Manfaat Keterlibatan Milenial
Keterlibatan milenial dalam politik bukanlah sekadar keinginan, melainkan sebuah kebutuhan krusial untuk masa depan demokrasi. Mereka membawa perspektif segar, inovasi, dan pemahaman yang mendalam tentang teknologi. Keterlibatan mereka dapat menghasilkan:
- Demokrasi yang Lebih Inklusif dan Representatif: Kebijakan yang lebih mencerminkan kebutuhan dan aspirasi segmen populasi terbesar.
- Inovasi dalam Tata Kelola: Ide-ide baru untuk memecahkan masalah lama, pemanfaatan teknologi untuk efisiensi, dan pendekatan yang lebih kolaboratif.
- Kebijakan yang Lebih Relevan untuk Masa Depan: Fokus pada isu-isu jangka panjang seperti keberlanjutan, inovasi, dan kesetaraan yang akan membentuk dunia mereka.
Kesimpulan
Apakah masih ada harapan keterlibatan milenial dalam politik? Jawabannya adalah ya, sangat ada. Namun, harapan ini tidak akan terwujud secara otomatis. Diperlukan upaya dua arah: politik harus beradaptasi dan menjadi lebih inklusif, relevan, dan transparan; sementara milenial juga harus melangkah lebih jauh dari sekadar pengamat atau kritikus menjadi agen perubahan yang aktif.

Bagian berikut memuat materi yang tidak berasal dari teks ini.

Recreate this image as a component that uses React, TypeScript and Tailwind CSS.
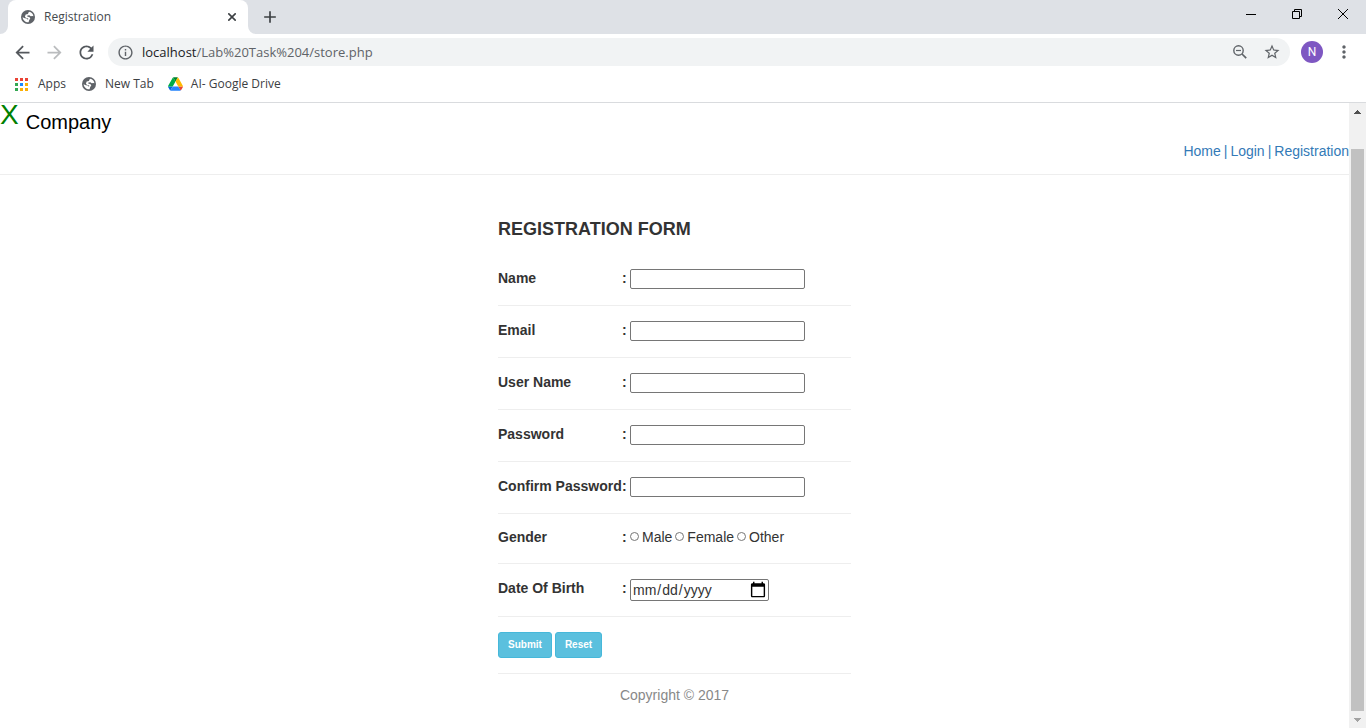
import React from "react";
import {
  MdAdd,
  MdArrowBack,
  MdArrowForward,
  MdInfoOutline,
  MdMoreVert,
  MdRefresh,
  MdStarBorder,
} from "react-icons/md";

const APP_DOTS = [
  "#ea4335", "#ea4335", "#ea4335",
  "#34a853", "#1a88ff", "#fbaf05",
  "#34a853", "#fbaf05", "#fbaf05",
];

function AppsIcon() {
  return (
    <svg width="13" height="13" viewBox="0 0 13 13" aria-hidden="true">
      {APP_DOTS.map((color, i) => (
        <rect key={i} x={(i % 3) * 5} y={Math.floor(i / 3) * 5} width="3" height="3" fill={color} />
      ))}
    </svg>
  );
}

function GlobeIcon() {
  return (
    <svg width="14" height="14" viewBox="0 0 14 14" aria-hidden="true">
      <circle cx="7" cy="7" r="7" fill="#5f6368" />
      <path
        d="M8.600 1.700C10.800 2.300 12.300 4.300 12.400 6.300L11.200 5.900L9.800 6.200L8.300 5.300L6.400 5.500L6.200 6.600L8.600 7.200L9.300 8.600L8.200 10L7.600 12.300C4.600 12.600 1.900 10.300 1.600 7.300L3.800 8.300L5.800 8.500L6.300 9.600L7.300 9.200L7.200 8.400L4.800 7.700L3.900 6.400L4.700 4.500L7 3.900L7.400 2.500Z"
        fill="#fff"
      />
    </svg>
  );
}

function DriveIcon() {
  return (
    <svg width="15" height="14" viewBox="0 0 87.3 78" aria-hidden="true">
      <path d="m6.6 66.85 3.85 6.65c.8 1.4 1.95 2.5 3.3 3.3l13.75-23.8h-27.5c0 1.55.4 3.1 1.2 4.5z" fill="#0066da" />
      <path d="m43.65 25-13.75-23.8c-1.35.8-2.5 1.9-3.3 3.3l-25.4 44a9.06 9.06 0 0 0 -1.2 4.5h27.5z" fill="#00ac47" />
      <path d="m73.55 76.8c1.35-.8 2.5-1.9 3.3-3.3l1.6-2.75 7.65-13.25c.8-1.4 1.2-2.95 1.2-4.5h-27.502l5.852 11.5z" fill="#ea4335" />
      <path d="m43.65 25 13.75-23.8c-1.35-.8-2.9-1.2-4.5-1.2h-18.5c-1.6 0-3.15.45-4.5 1.2z" fill="#00832d" />
      <path d="m59.8 53h-32.3l-13.75 23.8c1.35.8 2.9 1.2 4.5 1.2h50.8c1.6 0 3.15-.45 4.5-1.2z" fill="#2684fc" />
      <path d="m73.4 26.5-12.7-22c-.8-1.4-1.95-2.5-3.3-3.3l-13.75 23.8 16.15 28h27.45c0-1.55-.4-3.1-1.2-4.5z" fill="#ffba00" />
    </svg>
  );
}

function ZoomOutIcon() {
  return (
    <svg width="14" height="14" viewBox="0 0 14 14" fill="none" stroke="#5f6368" aria-hidden="true">
      <circle cx="5.500" cy="5.500" r="4.700" strokeWidth="1.400" />
      <path d="M3 5.500H8" strokeWidth="1.200" />
      <path d="M9 9L13.200 13.200" strokeWidth="1.700" />
    </svg>
  );
}

function TabStrip() {
  return (
    <div className="flex h-[34px] shrink-0 bg-[#dee1e6] pl-2">
      <div className="relative flex w-60 items-center rounded-t-lg bg-white pl-[13px] pr-2">
        <svg className="absolute bottom-0 -left-2" width="8" height="8" aria-hidden="true">
          <path d="M8 0V8H0A8 8 0 0 0 8 0Z" fill="#fff" />
        </svg>
        <svg className="absolute -right-2 bottom-0" width="8" height="8" aria-hidden="true">
          <path d="M0 0V8H8A8 8 0 0 1 0 0Z" fill="#fff" />
        </svg>
        <GlobeIcon />
        <span className="flex-1 pl-[9px] text-[12px] text-[#45494d]">Registration</span>
        <button type="button" aria-label="Close tab" className="flex size-4 items-center justify-center">
          <svg width="8" height="8" viewBox="0 0 8 8" stroke="#3c4043" strokeWidth="1.600" aria-hidden="true">
            <path d="M.3 .3L7.700 7.700M7.700 .3L.3 7.700" />
          </svg>
        </button>
      </div>
      <button type="button" aria-label="New tab" className="flex w-11 items-center justify-center">
        <MdAdd size={20} color="#3c4043" />
      </button>
      <div className="ml-auto flex h-7">
        <button type="button" aria-label="Minimize" className="flex w-[46px] items-center justify-center">
          <svg width="10" height="10" aria-hidden="true">
            <path d="M0 5.5H10" stroke="#000" />
          </svg>
        </button>
        <button type="button" aria-label="Restore" className="flex w-[46px] items-center justify-center">
          <svg width="10" height="10" fill="none" stroke="#000" aria-hidden="true">
            <path d="M.5 2.5H7.5V9.5H.5ZM2.5 2.5V.5H9.5V7.5H7.5" />
          </svg>
        </button>
        <button type="button" aria-label="Close" className="flex w-[46px] items-center justify-center">
          <svg width="10" height="10" stroke="#000" aria-hidden="true">
            <path d="M0 0L10 10M10 0L0 10" />
          </svg>
        </button>
      </div>
    </div>
  );
}

function Toolbar() {
  return (
    <div className="flex h-9 shrink-0 items-center pl-1.5 pr-1.5">
      <button type="button" aria-label="Back" className="flex w-8 justify-center">
        <MdArrowBack size={21} color="#54585d" />
      </button>
      <button type="button" aria-label="Forward" className="flex w-8 justify-center">
        <MdArrowForward size={21} color="#babcbe" />
      </button>
      <button type="button" aria-label="Reload" className="flex w-8 justify-center">
        <MdRefresh size={21} color="#54585d" />
      </button>
      <div className="ml-1.5 flex h-7 flex-1 items-center rounded-full bg-[#f1f3f4] pl-[9px] pr-0.5">
        <MdInfoOutline size={17} color="#5f6368" />
        <span className="flex-1 pl-2 text-[13px] leading-5 text-[#5f6368]">
          <span className="text-[#202124]">localhost</span>/Lab%20Task%204/store.php
        </span>
        <button type="button" aria-label="Zoom" className="flex w-8 justify-center">
          <ZoomOutIcon />
        </button>
        <button type="button" aria-label="Bookmark this page" className="flex w-8 justify-center">
          <MdStarBorder size={18} color="#5f6368" />
        </button>
      </div>
      <button
        type="button"
        aria-label="Profile"
        className="ml-[11px] flex size-[22px] items-center justify-center rounded-full bg-[#7e57c2] font-[Roboto,sans-serif] text-[12px] text-white"
      >
        N
      </button>
      <button type="button" aria-label="Menu" className="ml-[5px] flex w-8 justify-center">
        <MdMoreVert size={20} color="#5f6368" />
      </button>
    </div>
  );
}

function Bookmarks() {
  return (
    <nav className="flex h-[33px] shrink-0 items-center border-b border-[#d9dbde] pb-1 pl-[15px] text-[12px] text-[#3c4043]">
      <a href="#apps" className="flex items-center gap-2.5">
        <AppsIcon />
        Apps
      </a>
      <a href="#new-tab" className="ml-4 flex items-center gap-[9px]">
        <GlobeIcon />
        New Tab
      </a>
      <a href="#drive" className="ml-3.5 flex items-center gap-2">
        <DriveIcon />
        AI- Google Drive
      </a>
    </nav>
  );
}

function Scrollbar() {
  return (
    <div className="flex w-[17px] shrink-0 flex-col bg-[#f1f1f1]" aria-hidden="true">
      <div className="flex h-[17px] items-center justify-center">
        <svg width="7" height="4">
          <path d="M3 0H4V1H5V2H6V3H7V4H0V3H1V2H2V1H3Z" fill="#505050" />
        </svg>
      </div>
      <div className="flex flex-1 flex-col px-0.5 pt-[29px]">
        <div className="flex-1 bg-[#c1c1c1]" />
      </div>
      <div className="flex h-[17px] items-center justify-center">
        <svg width="7" height="4">
          <path d="M0 0H7V1H6V2H5V3H4V4H3V3H2V2H1V1H0Z" fill="#a3a3a3" />
        </svg>
      </div>
    </div>
  );
}

const FIELDS = [
  { id: "name", label: "Name", type: "text" },
  { id: "email", label: "Email", type: "text" },
  { id: "username", label: "User Name", type: "text" },
  { id: "password", label: "Password", type: "password" },
  { id: "confirm", label: "Confirm Password", type: "password" },
];

const ROW = "flex items-center border-b border-[#eee]";
const LABEL = "flex w-[132px] shrink-0 whitespace-nowrap pb-1 font-bold leading-5";
const CONTROL = "rounded-[2px] border border-[#767676] bg-white text-[14px] leading-5";
const BUTTON = "h-[26px] rounded-[3px] border border-[#46b8da] bg-[#5bc0de] px-[9px]";

function RegistrationForm() {
  return (
    <form className="mx-auto w-[353px] pt-11" onSubmit={(e) => e.preventDefault()}>
      <h2 className="mb-[15px] text-[18px] font-bold leading-5">REGISTRATION FORM</h2>
      {FIELDS.map((f) => (
        <div key={f.id} className={ROW + " h-[52px]"}>
          <label htmlFor={f.id} className={LABEL}>
            <span className="w-[124px]">{f.label}</span>:
          </label>
          <input id={f.id} type={f.type} className={CONTROL + " mb-px h-5 w-[175px] px-0.5"} />
        </div>
      ))}
      <div className={ROW + " h-[50px]"} role="radiogroup" aria-labelledby="gender">
        <span id="gender" className={LABEL}>
          <span className="w-[124px]">Gender</span>:
        </span>
        <div className="flex gap-[3px] pb-1 leading-5">
          {["Male", "Female", "Other"].map((g) => (
            <label key={g} className="flex items-center gap-[3px]">
              <input
                type="radio"
                name="gender"
                value={g}
                className="size-[9px] appearance-none rounded-full border border-[#767676] bg-white checked:bg-[#767676]"
              />
              {g}
            </label>
          ))}
        </div>
      </div>
      <div className={ROW + " h-[53px]"}>
        <label htmlFor="dob" className={LABEL}>
          <span className="w-[124px]">Date Of Birth</span>:
        </label>
        <input
          id="dob"
          type="date"
          className={
            CONTROL +
            " h-[22px] w-[139px] px-px [&::-webkit-calendar-picker-indicator]:ml-0 [&::-webkit-calendar-picker-indicator]:size-[18px] [&::-webkit-calendar-picker-indicator]:p-0"
          }
        />
      </div>
      <div className={ROW + " h-[57px] gap-[3px] text-[10px] font-bold leading-4 text-white"}>
        <button type="submit" className={BUTTON}>
          Submit
        </button>
        <button type="reset" className={BUTTON}>
          Reset
        </button>
      </div>
      <p className="pt-[11px] text-center leading-5 text-[#888]">Copyright © 2017</p>
    </form>
  );
}

export default function App() {
  return (
    <div className="flex min-h-screen flex-col bg-white font-['Open_Sans',sans-serif]">
      <TabStrip />
      <Toolbar />
      <Bookmarks />
      <div className="flex flex-1">
        <main className="flex-1 font-['Liberation_Sans',Arial,sans-serif] text-[14px] text-[#333]">
          <header className="border-b border-[#eee] pb-[13px]">
            <div className="flex items-start gap-[7px]">
              <span className="text-[28px] leading-6 text-[#008000]">X</span>
              <span className="pt-[7px] text-[20px] leading-6 text-black">Company</span>
            </div>
            <nav className="flex justify-end gap-[3px] pt-[7px] leading-5 text-[#337ab7]">
              <a href="#home">Home</a>
              <span>|</span>
              <a href="#login">Login</a>
              <span>|</span>
              <a href="#registration">Registration</a>
            </nav>
          </header>
          <RegistrationForm />
        </main>
        <Scrollbar />
      </div>
    </div>
  );
}
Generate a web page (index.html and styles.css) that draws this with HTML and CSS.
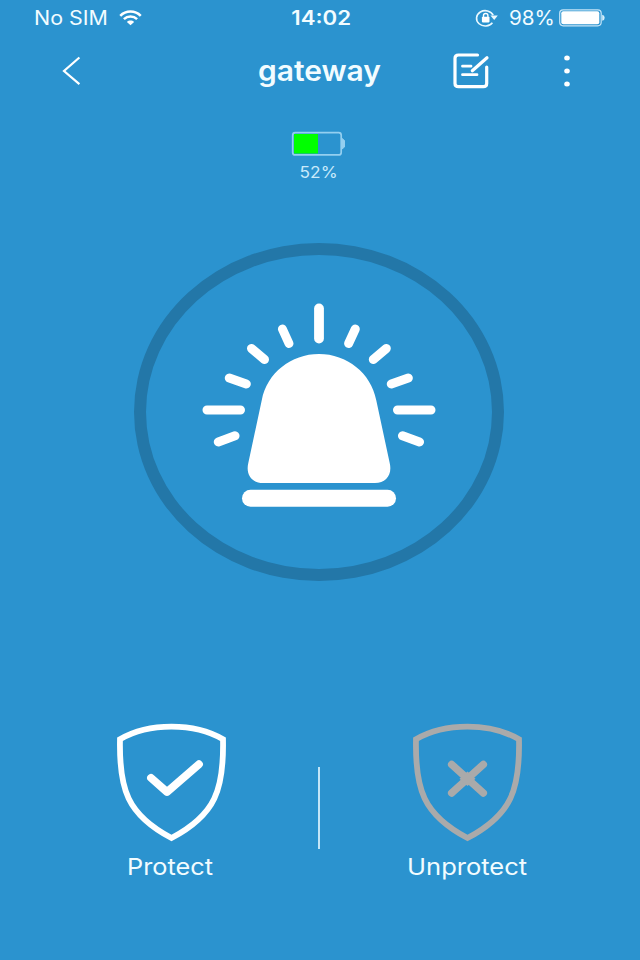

Generasi milenial memiliki potensi luar biasa untuk membentuk masa depan politik. Dengan nilai-nilai idealis, kemampuan digital, dan keinginan akan dampak nyata, mereka dapat merevitalisasi demokrasi jika lingkungan politik mampu menyambut dan memberdayakan mereka. Harapan itu ada, dan masa depan politik sebagian besar akan ditentukan oleh sejauh mana jembatan ini berhasil dibangun dan dilewati oleh kedua belah pihak.